First, in case you’re not aware, Medium has a subscription offering called Medium Membership. We launched it just over a year ago. Here’s what growth has looked like since then:
After a strong start (when people were really just subscribing because they believed in and wanted to support Medium’s mission — 🙏), and a mediocre middle (when we were figuring it out), we’re now seeing not only more subscribers, but higher-percentage gains every month this year (accelerating growth).
The factors driving this took us a while to figure out and then get into motion, but they’re gratifyingly simple. In fact, there are just two major 🔑s:
- Put great stories behind the metered paywall.
- Help people find the great stories they care about.

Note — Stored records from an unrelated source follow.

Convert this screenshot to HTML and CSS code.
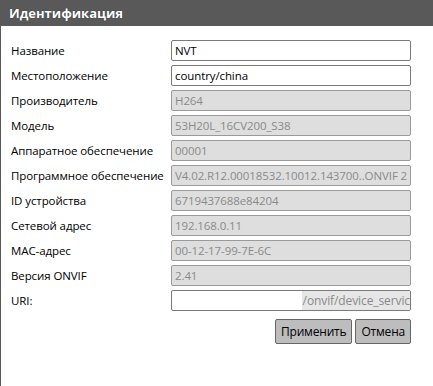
FILE: index.html
```html
<!DOCTYPE html>
<html lang="ru">
<head>
    <meta charset="UTF-8">
    <meta name="viewport" content="width=device-width, initial-scale=1.0">
    <title>Идентификация</title>
    <link rel="stylesheet" href="styles.css">
</head>
<body>
    <div class="title-bar">Идентификация</div>

    <div class="panel">
        <div class="form">
            <label>Название</label>
            <input type="text" value="NVT">

            <label>Местоположение</label>
            <input type="text" value="country/china">

            <label>Производитель</label>
            <input type="text" value="H264" disabled>

            <label>Модель</label>
            <input type="text" value="53H20L_16CV200_S38" disabled>

            <label>Аппаратное обеспечение</label>
            <input type="text" value="00001" disabled>

            <label>Программное обеспечение</label>
            <input type="text" value="V4.02.R12.00018532.10012.143700..ONVIF 2.41" disabled>

            <label>ID устройства</label>
            <input type="text" value="6719437688e84204" disabled>

            <label>Сетевой адрес</label>
            <input type="text" value="192.168.0.11" disabled>

            <label>MAC-адрес</label>
            <input type="text" value="00-12-17-99-7E-6C" disabled>

            <label>Версия ONVIF</label>
            <input type="text" value="2.41" disabled>

            <label>URI:</label>
            <div class="uri-field"><span class="uri-text">/onvif/device_servic</span></div>
        </div>

        <div class="actions">
            <button class="btn">Применить</button>
            <button class="btn">Отмена</button>
        </div>
    </div>
</body>
</html>
```

FILE: styles.css
```css
body {
    margin: 0;
    font-family: "Open Sans", Arial, sans-serif;
    font-size: 11.5px;
    color: #000;
    background: #fff;
}
.title-bar {
    height: 26px;
    line-height: 26px;
    padding-left: 9px;
    background-color: #595959;
    color: #fff;
    font-weight: bold;
    font-size: 13px;
    text-shadow: 0 0 1px #222;
}
.panel {
    border-left: 1px solid #595959;
    height: 360px;
    padding: 14px 0 0 10px;
    box-sizing: border-box;
}
.form {
    display: grid;
    grid-template-columns: 160px 240px;
    row-gap: 4px;
    align-items: center;
}
.form label {
    font-size: 11.5px;
    white-space: nowrap;
    letter-spacing: -0.1px;
}
.form input,
.uri-field {
    box-sizing: border-box;
    height: 21px;
    margin: 0;
    padding: 0 3px;
    border: 1px solid #7a7a7a;
    border-radius: 2px;
    font-family: "Open Sans", Arial, sans-serif;
    font-size: 11.5px;
    letter-spacing: -0.1px;
    color: #000;
    background: #fff;
}
.form input:disabled {
    background-color: #dedede;
    color: #8a8a8a;
    border-color: #9a9a9a;
}
.uri-field {
    display: flex;
    justify-content: flex-end;
    align-items: stretch;
    overflow: hidden;
    padding: 0;
    white-space: nowrap;
}
.uri-text {
    display: flex;
    align-items: center;
    padding-left: 1px;
    background-color: #e6e6e6;
    color: #8a8a8a;
    font-size: 12px;
}
.actions {
    display: flex;
    justify-content: flex-end;
    gap: 3px;
    width: 400px;
    margin-top: 8px;
}
.btn {
    height: 25px;
    padding: 0 5px;
    border: 1px solid #666;
    border-radius: 2px;
    background-color: #bdbdbd;
    font-family: "Open Sans", Arial, sans-serif;
    font-size: 12px;
    letter-spacing: -0.2px;
    color: #000;
    cursor: pointer;
}
```
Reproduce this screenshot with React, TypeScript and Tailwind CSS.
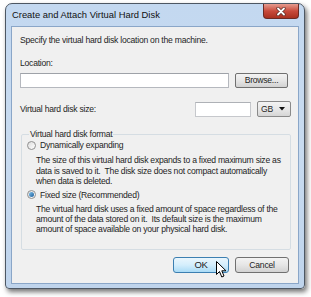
import React from "react";

function Radio({ checked }: { checked?: boolean }) {
  return (
    <span className="relative inline-flex w-[9px] h-[9px] rounded-full border border-[#8f8f8f] bg-gradient-to-br from-[#dcdcdc] to-[#ffffff] items-center justify-center shrink-0">
      {checked && (
        <span className="w-[5px] h-[5px] rounded-full bg-gradient-to-br from-[#7fc2ec] to-[#1b5e9a]" />
      )}
    </span>
  );
}

export default function App() {
  return (
    <div className="w-[311px] h-[297px] bg-white relative font-['Liberation_Sans',Arial,sans-serif] text-[8.6px] tracking-[-0.24px] text-[#1e1e1e] overflow-hidden whitespace-nowrap">
      <div className="pt-[3px] pl-[5px]">
        {/* window */}
        <div className="relative w-[300px] h-[286px] rounded-t-[7px] rounded-b-[4px] border border-[#4d5763] bg-gradient-to-b from-[#c3d8f0] via-[#c8dbf0] to-[#bfd4ec] shadow-[2px_3px_5px_rgba(0,0,0,0.55)]">
          {/* title bar */}
          <div className="h-[22px] flex items-center pl-[6px] text-[9.4px] tracking-[0px] text-[#111]">
            Create and Attach Virtual Hard Disk
          </div>
          <div className="absolute top-[0px] right-[5px] w-[36px] h-[15px] rounded-b-[4px] border border-[#6b2a23] border-t-0 bg-gradient-to-b from-[#e59b8f] via-[#c84a3b] to-[#a9301f] flex items-center justify-center">
            <svg width="10" height="9" viewBox="0 0 10 9">
              <path d="M2 1.5 L8 7.5 M8 1.5 L2 7.5" stroke="#5a2b25" strokeWidth="3.2" strokeLinecap="round" />
              <path d="M2 1.5 L8 7.5 M8 1.5 L2 7.5" stroke="#ffffff" strokeWidth="1.8" strokeLinecap="round" />
            </svg>
          </div>
          {/* client */}
          <div className="mx-[5px] h-[258px] border border-[#8aa6c8] bg-[#f0f0f0] flex flex-col pl-[8px] pr-[9px]">
            <div className="mt-[8px] h-[10px] leading-[10px]">
              Specify the virtual hard disk location on the machine.
            </div>
            <div className="mt-[13px] h-[10px] leading-[10px]">Location:</div>
            <div className="mt-[5px] flex gap-[6px] h-[15px]">
              <div className="w-[209px] h-[15px] bg-white border border-[#b5b8be] border-t-[#9ea2a8]" />
              <div className="w-[53px] h-[15px] rounded-[2px] border border-[#707070] bg-gradient-to-b from-[#f3f3f3] via-[#e6e6e6] to-[#d2d2d2] flex items-center justify-center leading-none">
                Browse...
              </div>
            </div>
            <div className="mt-[13px] flex items-center h-[16px]">
              <div className="flex-1 leading-[10px]">Virtual hard disk size:</div>
              <div className="w-[56px] h-[15px] bg-white border border-[#c6c8cc] border-t-[#aeb1b6]" />
              <div className="ml-[6px] w-[34px] h-[16px] rounded-[2px] border border-[#8a8a8a] bg-gradient-to-b from-[#f3f3f3] via-[#e8e8e8] to-[#d6d6d6] flex items-center pl-[3px] pr-[5px] -mr-[2px]">
                <span className="flex-1 leading-none">GB</span>
                <svg width="6" height="4" viewBox="0 0 6 4">
                  <path d="M0 0 H6 L3 3.5 Z" fill="#111" />
                </svg>
              </div>
            </div>
            <fieldset className="mt-[12px] ml-[1px] w-[270px] h-[121px] border border-[#d5dde3] rounded-[2px] px-[5px] -mr-[2px]">
              <legend className="ml-[2px] px-[1px] leading-[10px]">Virtual hard disk format</legend>
              <div className="flex items-center gap-[4px] h-[10px] mt-[1px]">
                <Radio />
                <span className="leading-[10px]">Dynamically expanding</span>
              </div>
              <div className="mt-[5px] ml-[9px] leading-[10.5px]">
                <div>The size of this virtual hard disk expands to a fixed maximum size as</div>
                <div>data is saved to it.&nbsp; The disk size does not compact automatically</div>
                <div>when data is deleted.</div>
              </div>
              <div className="flex items-center gap-[4px] h-[10px] mt-[3px]">
                <Radio checked />
                <span className="leading-[10px]">Fixed size (Recommended)</span>
              </div>
              <div className="mt-[4px] ml-[9px] leading-[10px]">
                <div>The virtual hard disk uses a fixed amount of space regardless of the</div>
                <div>amount of the data stored on it.&nbsp; Its default size is the maximum</div>
                <div>amount of space available on your physical hard disk.</div>
              </div>
            </fieldset>
            <div className="mt-[7px] flex justify-end gap-[6px]">
              <div className="w-[56px] h-[16px] rounded-[3px] border border-[#3c7fb1] bg-gradient-to-b from-[#eaf6fd] via-[#d4eefc] to-[#a9dbf6] flex items-center justify-center text-[9.5px] leading-none">
                OK
              </div>
              <div className="w-[54px] h-[16px] rounded-[3px] border border-[#707070] bg-gradient-to-b from-[#f3f3f3] via-[#e6e6e6] to-[#d2d2d2] flex items-center justify-center leading-none">
                Cancel
              </div>
            </div>
          </div>
        </div>
      </div>
      {/* mouse cursor */}
      <svg className="absolute left-[216px] top-[261px]" width="12" height="18" viewBox="0 0 12 18">
        <path d="M0.5 0.5 L0.5 13.5 L3.5 10.5 L5.8 16 L8 15 L5.8 9.8 L10 9.8 Z" fill="#fff" stroke="#000" strokeWidth="1" strokeLinejoin="round" />
      </svg>
    </div>
  );
}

In these ways, Medium is not unlike other digital media subscription businesses like the Washington Post or The New Yorker — or even Spotify and Netflix. We sell content on a subscription basis. Like most paywalled sites, we give some stories away for free (currently, it’s three per month). But unlike most paywalled publications, we rely solely on subscriptions (no advertising), and we have a mix of original and non-original content. Medium is also an open platform, which makes it different than most premium subscription products — except for Spotify and other music services, which anyone can upload to and get paid (if they know what they’re doing).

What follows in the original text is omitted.